--- DATASET CONTENT ---
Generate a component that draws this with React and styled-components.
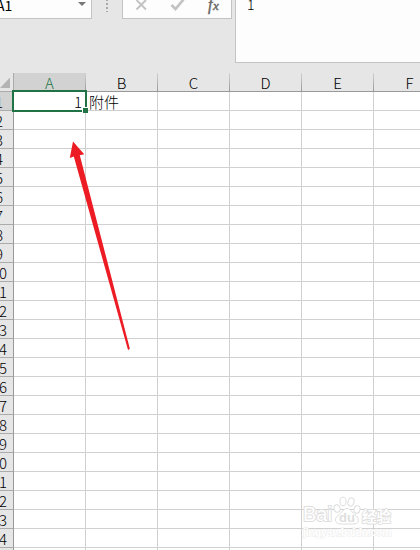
import styled, { createGlobalStyle } from "styled-components"

const columns = ["A", "B", "C", "D", "E", "F"]
const rows = Array.from({ length: 25 }, (_, i) => i + 1)
const cells = { A1: "1", B1: "附件" }

const App = () => {
    return(
        <Window>
            <GlobalStyle/>
            <FormulaBar>
                <NameBox>
                    <span>A1</span>
                    <Caret/>
                </NameBox>
                <Grip>
                    <i/><i/><i/><i/>
                </Grip>
                <Buttons>
                    <svg width="108" height="18" viewBox="0 0 108 18" fill="none">
                        <path d="M13.5 0L23 9.5M23 0L13.5 9.5" stroke="#c3c3c3" strokeWidth="2"/>
                        <path d="M48.5 5L52.5 9L60.5 -0.5" stroke="#c3c3c3" strokeWidth="2.7"/>
                    </svg>
                    <Fx>f<small>x</small></Fx>
                </Buttons>
                <Formula>1</Formula>
            </FormulaBar>
            <Sheet>
                <Corner>
                    <svg width="13" height="18">
                        <path d="M10 4.5V15H0Z" fill="#b4b4b4"/>
                    </svg>
                </Corner>
                {columns.map(col => (
                    <ColumnHead key={col} $active={col === "A"}>{col}</ColumnHead>
                ))}
                {rows.map(row => (
                    <Row key={row}>
                        <RowHead $active={row === 1}>
                            {row < 25 && <span>{row}</span>}
                        </RowHead>
                        {columns.map(col => (
                            <Cell key={col} $number={col === "A"}>
                                {cells[col + row]}
                                {col + row === "A1" && <Selection/>}
                            </Cell>
                        ))}
                    </Row>
                ))}
            </Sheet>
            <Arrow width="66" height="214" viewBox="66 138 66 214">
                <path d="M73 141.5L84.2 154.2L79.8 155.2L129.8 348.5L128.6 350L127.8 349.2L73.8 156.5L69.8 158Z" fill="#ed1c24"/>
            </Arrow>
            <Watermark>
                <Brand>
                    <b>Bai</b>
                    <svg width="28" height="29" viewBox="0 0 28 29">
                        <g fill="#fff" stroke="#dedede">
                            <ellipse cx="4" cy="12.5" rx="3" ry="3.8" transform="rotate(-12 4 12.5)"/>
                            <ellipse cx="10" cy="5.5" rx="3" ry="4.3"/>
                            <ellipse cx="18" cy="6" rx="3" ry="4.2" transform="rotate(15 18 6)"/>
                            <ellipse cx="24" cy="13.5" rx="3" ry="3.8" transform="rotate(12 24 13.5)"/>
                            <path d="M14 12.5C10 12.5 9 17 5 19.5C0 23 3 28.5 8 28H20C26 28.5 27 23 23 19.5C19 17 18 12.5 14 12.5Z"/>
                        </g>
                        <text x="14" y="26" textAnchor="middle" fontSize="13" fontWeight="700" fill="#dedede">du</text>
                    </svg>
                    <Label>经验</Label>
                </Brand>
                <Site>jingyan.baidu.com</Site>
            </Watermark>
        </Window>
    )
}

const GlobalStyle = createGlobalStyle`
  body {
    margin: 0;
    overflow: hidden;
  }
`
const Window = styled.div`
  width: 420px;
  height: 550px;
  position: relative;
  overflow: hidden;
  background: #e6e6e6;
  font-family: "Noto Sans CJK SC", sans-serif;
  font-size: 15px;
  font-weight: 300;
  color: #000;
`
const FormulaBar = styled.div`
  display: flex;
  align-items: flex-start;
  height: 73px;
`
const NameBox = styled.div`
  width: 91px;
  height: 18px;
  display: flex;
  justify-content: space-between;
  background: #fdfdfd;
  border-right: 1px solid #c3c3c3;
  border-bottom: 1px solid #c3c3c3;
  font-size: 14px;
  font-weight: 400;
  line-height: 10px;

  span {
    margin-left: -4px;
  }
`
const Caret = styled.div`
  margin: 2px 5px 0 0;
  width: 0;
  height: 0;
  border: 4px solid transparent;
  border-top-color: #777;
  border-bottom: 0;
`
const Grip = styled.div`
  width: 30px;
  height: 12px;
  display: flex;
  flex-direction: column;
  align-items: center;
  gap: 2px;

  i {
    width: 2px;
    height: 2px;
    background: #a9a9a9;
  }
  i:first-child {
    height: 1px;
  }
  i:last-child {
    height: 1px;
  }
`
const Buttons = styled.div`
  width: 108px;
  height: 18px;
  display: flex;
  background: #fdfdfd;
  border: solid #c3c3c3;
  border-width: 0 1px 1px;

  svg {
    flex: none;
  }
`
const Fx = styled.span`
  margin-left: -23px;
  font: italic 16px/9px "Liberation Serif", serif;
  -webkit-text-stroke: 0.4px #666;
  color: #666;

  small {
    margin-left: 0.5px;
    font-size: 13px;
  }
`
const Formula = styled.div`
  flex: 1;
  height: 62px;
  margin-left: 3px;
  padding-left: 11px;
  background: #fdfdfd;
  border-left: 1px solid #c3c3c3;
  border-bottom: 1px solid #c3c3c3;
  font-size: 14px;
  line-height: 8px;
`
const Sheet = styled.div`
  width: 446px;
  display: grid;
  grid-template-columns: 14px repeat(6, 72px);
  grid-auto-rows: 19px;
  background: #fff;
`
const Corner = styled.div`
  background: #e6e6e6;
  border-right: 1px solid #ababab;
  border-bottom: 1px solid #ababab;
  box-sizing: border-box;
  overflow: hidden;
`
const ColumnHead = styled.div`
  box-sizing: border-box;
  padding-right: 1px;
  text-align: center;
  line-height: 19px;
  border-bottom: 1px solid #999;
  background: linear-gradient(#d2d2d2, #999) right / 1px 100% no-repeat ${props => props.$active ? "#d2d2d2" : "#e6e6e6"};
  color: ${props => props.$active ? "#217346" : "#000"};
`
const Row = styled.div`
  display: contents;
`
const RowHead = styled.div`
  box-sizing: border-box;
  display: flex;
  justify-content: center;
  overflow: hidden;
  line-height: 20px;
  border-right: 1px solid #999;
  border-bottom: 1px solid #ababab;
  background: ${props => props.$active ? "#d2d2d2" : "#e6e6e6"};

  span {
    flex: none;
    margin: 0 -7px 0 -22px;
  }
`
const Cell = styled.div`
  box-sizing: border-box;
  position: relative;
  padding: 0 3px;
  line-height: 20px;
  text-align: ${props => props.$number ? "right" : "left"};
  border-right: 1px solid #d0d0d0;
  border-bottom: 1px solid #d0d0d0;
`
const Selection = styled.div`
  position: absolute;
  z-index: 1;
  inset: -2px;
  border: 2px solid #217346;

  &::after {
    content: "";
    position: absolute;
    right: -3px;
    bottom: -3px;
    width: 5px;
    height: 5px;
    background: #217346;
    border: solid #fff;
    border-width: 1px 0 0 1px;
  }
`
const Arrow = styled.svg`
  position: absolute;
  left: 66px;
  top: 138px;
`
const Watermark = styled.div`
  position: absolute;
  left: 303px;
  top: 495px;
  width: 90px;
  color: #fff;
  font-family: "Liberation Sans", "Noto Sans CJK SC", sans-serif;
`
const Brand = styled.div`
  display: flex;
  align-items: flex-end;
  height: 30px;

  b {
    width: 30px;
    font-size: 20px;
    line-height: 22px;
    paint-order: stroke;
    -webkit-text-stroke: 2px #dedede;
  }
`
const Label = styled.span`
  margin-left: 1px;
  font: 700 14.5px/18px "Noto Sans CJK SC", sans-serif;
  paint-order: stroke;
  -webkit-text-stroke: 1.6px #dedede;
  height: 18px;
`
const Site = styled.div`
  font-size: 11px;
  line-height: 14px;
  font-weight: 700;
  letter-spacing: -0.48px;
  white-space: nowrap;
  paint-order: stroke;
  -webkit-text-stroke: 1px #ebebeb;
`

export default App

--- EXERCISE DESCRIPTION ---
Copy each line of the listing that contains the string "components".

--- RESULT OF THIS TASK ---
Generate a component that draws this with React and styled-components.
import styled, { createGlobalStyle } from "styled-components"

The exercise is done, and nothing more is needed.